Getting there: Three-hour drive from Melbourne. Park and camp, or hike around promontory.

wilsons-promontory
An isolated Wilsons Promontory beach. Photo: Visit Victoria

Grampians National Park

Spend your days hiking across gorges, valleys and cliffs, plus spot the occasional waterfall.

Where? 300km north-west of Melbourne.
How much? $37 per night.
Best feature?
Mountain ranges.
Level of ‘roughing it’: Varies. Car-based sites have toilets and showers. Hiking sites have drop toilets only.
Getting there: Three-hour drive from Melbourne. Park and camp or hike through national park.

grampians-mountains
A gorge in the Grampians.
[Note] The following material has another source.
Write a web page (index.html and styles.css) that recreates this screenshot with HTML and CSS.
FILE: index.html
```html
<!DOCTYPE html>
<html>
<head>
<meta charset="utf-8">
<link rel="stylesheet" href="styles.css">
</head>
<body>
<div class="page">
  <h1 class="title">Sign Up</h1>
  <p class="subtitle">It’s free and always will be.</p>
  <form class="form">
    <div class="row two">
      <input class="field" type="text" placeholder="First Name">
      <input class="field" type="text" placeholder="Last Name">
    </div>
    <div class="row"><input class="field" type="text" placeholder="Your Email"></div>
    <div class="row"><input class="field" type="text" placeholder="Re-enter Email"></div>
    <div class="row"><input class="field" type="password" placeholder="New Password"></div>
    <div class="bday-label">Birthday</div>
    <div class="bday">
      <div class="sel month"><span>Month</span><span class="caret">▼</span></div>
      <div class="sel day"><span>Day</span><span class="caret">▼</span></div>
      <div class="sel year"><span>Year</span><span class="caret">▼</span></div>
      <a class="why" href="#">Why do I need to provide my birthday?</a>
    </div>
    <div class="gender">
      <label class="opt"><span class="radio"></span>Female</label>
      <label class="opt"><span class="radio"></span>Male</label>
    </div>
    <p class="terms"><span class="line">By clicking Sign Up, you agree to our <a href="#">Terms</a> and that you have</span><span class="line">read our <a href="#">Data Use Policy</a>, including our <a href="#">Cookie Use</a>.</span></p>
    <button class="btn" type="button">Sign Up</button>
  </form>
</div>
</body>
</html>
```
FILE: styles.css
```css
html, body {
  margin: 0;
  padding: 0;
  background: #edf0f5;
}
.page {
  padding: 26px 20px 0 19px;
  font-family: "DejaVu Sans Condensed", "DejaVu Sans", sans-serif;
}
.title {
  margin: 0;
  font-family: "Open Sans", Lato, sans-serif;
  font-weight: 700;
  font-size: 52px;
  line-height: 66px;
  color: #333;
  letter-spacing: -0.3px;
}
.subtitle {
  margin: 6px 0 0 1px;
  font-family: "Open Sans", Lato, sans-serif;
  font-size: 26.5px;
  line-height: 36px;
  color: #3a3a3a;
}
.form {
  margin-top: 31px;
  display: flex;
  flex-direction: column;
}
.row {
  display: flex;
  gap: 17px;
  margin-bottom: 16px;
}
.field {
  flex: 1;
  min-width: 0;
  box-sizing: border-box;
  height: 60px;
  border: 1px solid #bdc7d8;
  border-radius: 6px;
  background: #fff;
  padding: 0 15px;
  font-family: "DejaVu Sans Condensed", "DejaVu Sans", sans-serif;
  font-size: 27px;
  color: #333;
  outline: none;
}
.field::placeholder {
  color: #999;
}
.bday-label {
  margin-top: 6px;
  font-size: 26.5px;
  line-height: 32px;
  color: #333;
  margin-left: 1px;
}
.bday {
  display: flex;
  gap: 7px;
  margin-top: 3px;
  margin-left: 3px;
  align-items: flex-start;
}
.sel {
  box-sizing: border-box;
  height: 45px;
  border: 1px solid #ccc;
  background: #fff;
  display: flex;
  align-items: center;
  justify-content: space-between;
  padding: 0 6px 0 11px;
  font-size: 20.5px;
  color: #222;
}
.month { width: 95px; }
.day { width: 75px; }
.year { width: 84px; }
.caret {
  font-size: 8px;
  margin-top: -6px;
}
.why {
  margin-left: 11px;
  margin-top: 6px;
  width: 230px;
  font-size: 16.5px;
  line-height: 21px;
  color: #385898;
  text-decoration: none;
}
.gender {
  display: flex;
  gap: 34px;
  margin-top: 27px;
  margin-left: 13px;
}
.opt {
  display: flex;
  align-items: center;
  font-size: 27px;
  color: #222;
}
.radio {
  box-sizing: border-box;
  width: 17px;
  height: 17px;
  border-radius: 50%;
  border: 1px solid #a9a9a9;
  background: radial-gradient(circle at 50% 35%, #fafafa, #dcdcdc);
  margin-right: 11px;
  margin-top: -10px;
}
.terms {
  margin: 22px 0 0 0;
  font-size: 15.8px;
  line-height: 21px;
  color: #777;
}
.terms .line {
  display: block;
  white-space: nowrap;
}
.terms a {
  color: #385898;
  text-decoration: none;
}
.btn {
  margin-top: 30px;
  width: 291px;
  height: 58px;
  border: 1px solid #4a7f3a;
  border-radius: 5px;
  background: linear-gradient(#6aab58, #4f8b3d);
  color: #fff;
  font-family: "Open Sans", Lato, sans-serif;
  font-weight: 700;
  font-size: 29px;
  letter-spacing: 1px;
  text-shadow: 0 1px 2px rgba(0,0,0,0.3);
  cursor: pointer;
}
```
Photo: AAP

South Australia

Ikara Safari Camp, Flinders Ranges

Safari tents set amongst the bright red Flinders Ranges, native gum trees and an abundance of wildlife.

Where? 360km north of Adelaide.
How much? From $180.
Best feature?
Views of the Flinders Ranges.
Level of ‘roughing it’: Glamping. Tents have ensuites and air-conditioning.
Getting there: Five-hour drive from Adelaide.

flinders-ranges
Luxurious camping in the Flinders Ranges. Photo: Ikara Safari Camp

Coward Springs Campground

Camp in the Australian desert and spend your days relaxing in hot springs and exploring the Old Ghan railway by camel.
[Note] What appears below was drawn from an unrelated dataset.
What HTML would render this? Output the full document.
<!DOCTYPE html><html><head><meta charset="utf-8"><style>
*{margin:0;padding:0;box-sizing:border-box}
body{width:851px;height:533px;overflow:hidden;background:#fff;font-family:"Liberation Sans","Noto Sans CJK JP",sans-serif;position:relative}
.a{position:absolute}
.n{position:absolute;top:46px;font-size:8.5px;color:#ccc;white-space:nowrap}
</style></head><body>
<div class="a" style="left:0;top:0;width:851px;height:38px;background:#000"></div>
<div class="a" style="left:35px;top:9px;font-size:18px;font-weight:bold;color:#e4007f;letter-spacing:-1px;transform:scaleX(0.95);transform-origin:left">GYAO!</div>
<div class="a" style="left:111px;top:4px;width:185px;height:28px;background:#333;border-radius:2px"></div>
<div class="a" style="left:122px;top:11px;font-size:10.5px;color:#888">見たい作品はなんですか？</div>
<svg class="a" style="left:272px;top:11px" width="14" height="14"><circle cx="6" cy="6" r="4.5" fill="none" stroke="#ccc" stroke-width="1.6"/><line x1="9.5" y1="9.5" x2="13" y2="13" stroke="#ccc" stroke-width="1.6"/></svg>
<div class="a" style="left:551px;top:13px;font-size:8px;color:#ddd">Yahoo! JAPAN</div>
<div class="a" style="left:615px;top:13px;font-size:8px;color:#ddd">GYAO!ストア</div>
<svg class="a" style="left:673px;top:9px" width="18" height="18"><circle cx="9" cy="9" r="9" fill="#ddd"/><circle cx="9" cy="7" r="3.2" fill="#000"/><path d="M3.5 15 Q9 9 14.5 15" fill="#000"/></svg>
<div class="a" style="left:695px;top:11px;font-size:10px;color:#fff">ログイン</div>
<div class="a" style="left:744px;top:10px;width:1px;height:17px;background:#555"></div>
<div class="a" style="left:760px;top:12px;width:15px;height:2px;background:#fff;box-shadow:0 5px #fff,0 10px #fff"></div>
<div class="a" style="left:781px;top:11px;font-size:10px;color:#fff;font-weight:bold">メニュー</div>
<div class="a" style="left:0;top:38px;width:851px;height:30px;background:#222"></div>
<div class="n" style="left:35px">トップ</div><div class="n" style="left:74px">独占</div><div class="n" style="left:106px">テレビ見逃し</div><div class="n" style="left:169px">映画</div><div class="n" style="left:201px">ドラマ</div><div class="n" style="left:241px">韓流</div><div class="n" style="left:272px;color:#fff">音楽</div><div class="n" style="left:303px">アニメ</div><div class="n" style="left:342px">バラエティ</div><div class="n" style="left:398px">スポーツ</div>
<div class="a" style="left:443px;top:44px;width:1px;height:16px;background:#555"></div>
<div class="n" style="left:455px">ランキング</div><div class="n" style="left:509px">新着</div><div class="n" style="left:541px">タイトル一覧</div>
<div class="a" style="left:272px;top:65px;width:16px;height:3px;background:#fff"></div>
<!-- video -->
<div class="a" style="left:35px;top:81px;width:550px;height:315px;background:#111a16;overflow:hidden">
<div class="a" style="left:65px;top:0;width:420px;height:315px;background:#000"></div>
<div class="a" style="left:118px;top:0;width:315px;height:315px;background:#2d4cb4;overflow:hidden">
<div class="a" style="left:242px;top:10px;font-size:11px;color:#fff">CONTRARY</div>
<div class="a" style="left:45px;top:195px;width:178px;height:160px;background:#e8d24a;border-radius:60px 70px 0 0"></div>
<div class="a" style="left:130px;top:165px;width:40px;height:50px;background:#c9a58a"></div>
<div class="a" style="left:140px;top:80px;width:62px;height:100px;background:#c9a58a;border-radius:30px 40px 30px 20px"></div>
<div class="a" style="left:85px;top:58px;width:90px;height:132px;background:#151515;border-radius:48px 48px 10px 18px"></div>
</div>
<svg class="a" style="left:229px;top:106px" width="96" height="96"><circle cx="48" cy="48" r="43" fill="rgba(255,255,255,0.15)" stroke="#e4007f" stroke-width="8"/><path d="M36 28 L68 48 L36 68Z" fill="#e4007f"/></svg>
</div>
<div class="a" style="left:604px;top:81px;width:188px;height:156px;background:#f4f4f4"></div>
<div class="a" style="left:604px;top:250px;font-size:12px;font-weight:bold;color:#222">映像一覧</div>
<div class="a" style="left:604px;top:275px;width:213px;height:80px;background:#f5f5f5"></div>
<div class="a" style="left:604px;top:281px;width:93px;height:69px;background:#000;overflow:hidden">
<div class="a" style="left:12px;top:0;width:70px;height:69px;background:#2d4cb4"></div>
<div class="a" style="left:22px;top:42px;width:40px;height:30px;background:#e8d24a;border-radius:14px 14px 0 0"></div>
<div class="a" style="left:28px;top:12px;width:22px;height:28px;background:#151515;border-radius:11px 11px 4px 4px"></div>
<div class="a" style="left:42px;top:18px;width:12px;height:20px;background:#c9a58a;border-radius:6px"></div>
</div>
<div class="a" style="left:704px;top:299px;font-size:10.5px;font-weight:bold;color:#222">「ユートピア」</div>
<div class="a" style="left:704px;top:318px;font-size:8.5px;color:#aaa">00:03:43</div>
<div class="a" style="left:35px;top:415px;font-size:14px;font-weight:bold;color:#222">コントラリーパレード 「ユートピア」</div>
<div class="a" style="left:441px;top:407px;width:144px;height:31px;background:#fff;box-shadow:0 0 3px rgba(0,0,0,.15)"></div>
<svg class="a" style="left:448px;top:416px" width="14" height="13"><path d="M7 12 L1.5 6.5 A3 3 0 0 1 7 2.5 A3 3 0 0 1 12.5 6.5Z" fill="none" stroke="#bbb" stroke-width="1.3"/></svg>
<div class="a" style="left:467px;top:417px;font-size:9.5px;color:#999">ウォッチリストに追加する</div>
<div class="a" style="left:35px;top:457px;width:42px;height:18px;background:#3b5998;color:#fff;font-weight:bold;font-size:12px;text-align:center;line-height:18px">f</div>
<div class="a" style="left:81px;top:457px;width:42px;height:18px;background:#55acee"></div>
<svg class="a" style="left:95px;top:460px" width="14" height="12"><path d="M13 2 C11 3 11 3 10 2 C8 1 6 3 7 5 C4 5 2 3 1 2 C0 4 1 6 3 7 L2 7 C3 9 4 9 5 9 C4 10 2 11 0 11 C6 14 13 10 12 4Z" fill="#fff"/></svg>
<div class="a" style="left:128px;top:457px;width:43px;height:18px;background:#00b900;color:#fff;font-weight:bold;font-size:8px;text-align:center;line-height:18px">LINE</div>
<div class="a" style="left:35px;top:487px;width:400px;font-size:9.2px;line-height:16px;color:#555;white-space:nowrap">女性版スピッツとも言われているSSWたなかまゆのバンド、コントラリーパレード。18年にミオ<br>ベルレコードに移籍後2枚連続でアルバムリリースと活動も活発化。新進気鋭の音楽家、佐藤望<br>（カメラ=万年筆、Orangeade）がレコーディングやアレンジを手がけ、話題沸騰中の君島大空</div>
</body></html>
Where? 740km north of Adelaide.
How much? $12.50 per person.
Best feature?
 Camel rides.
Level of ‘roughing it’: Easy. Showers and toilets on site. Pets welcome.
Getting there: Nine-hour drive from Adelaide.
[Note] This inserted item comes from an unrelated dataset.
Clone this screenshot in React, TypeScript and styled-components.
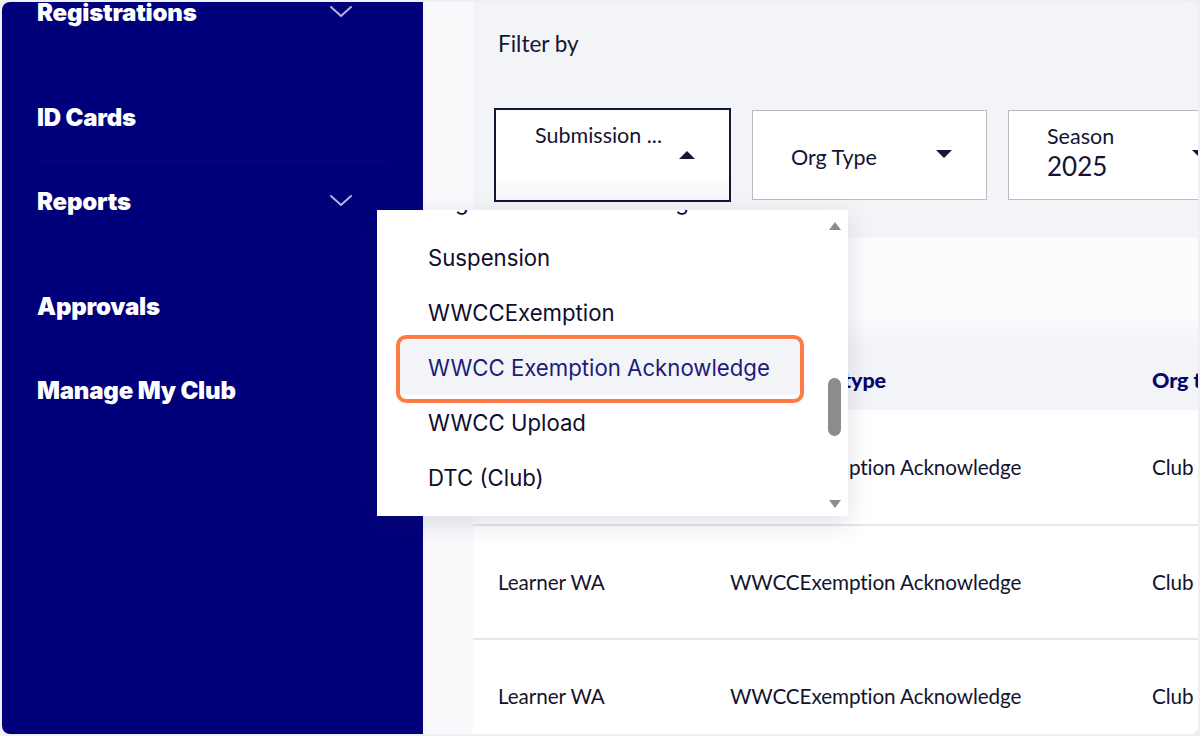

Coward-springs-mineral-springs
The hot springs at Coward Springs. Photo: YHA Australia

Tasmania

Cradle Mountain National Park

Hike across world heritage listed mountains, rainforests and glacial lakes like the heritage-listed Lake St Clair.

Where? 150km south-west of Launceston.
How much? $24 per car.
Best feature?
Lake St Clair.
Level of ‘roughing it’: Varies. Main site has store, barbecues. Overland track has minimal amenities.
Getting there: Two-and-a-half-hour drive from Launceston. Cars must be left at visitor centre where shuttles take you to camp site.

Photo: Shutterstock
Cradle Mountain. Photo: Shutterstock

Freycinet National Park

Beachfront campsites with a backdrop of granite mountains, blue water, white sand beaches and the famous Wineglass Bay.

Where? About 100km from Hobart.
How much? $13 for serviced sites.
Best feature?
Wineglass Bay.
Level of ‘roughing it’: Medium. Toilets and water at main sites but no showers.
Getting there: Two-hour drive from Hobart. Fire bans on certain days. Take all rubbish with you.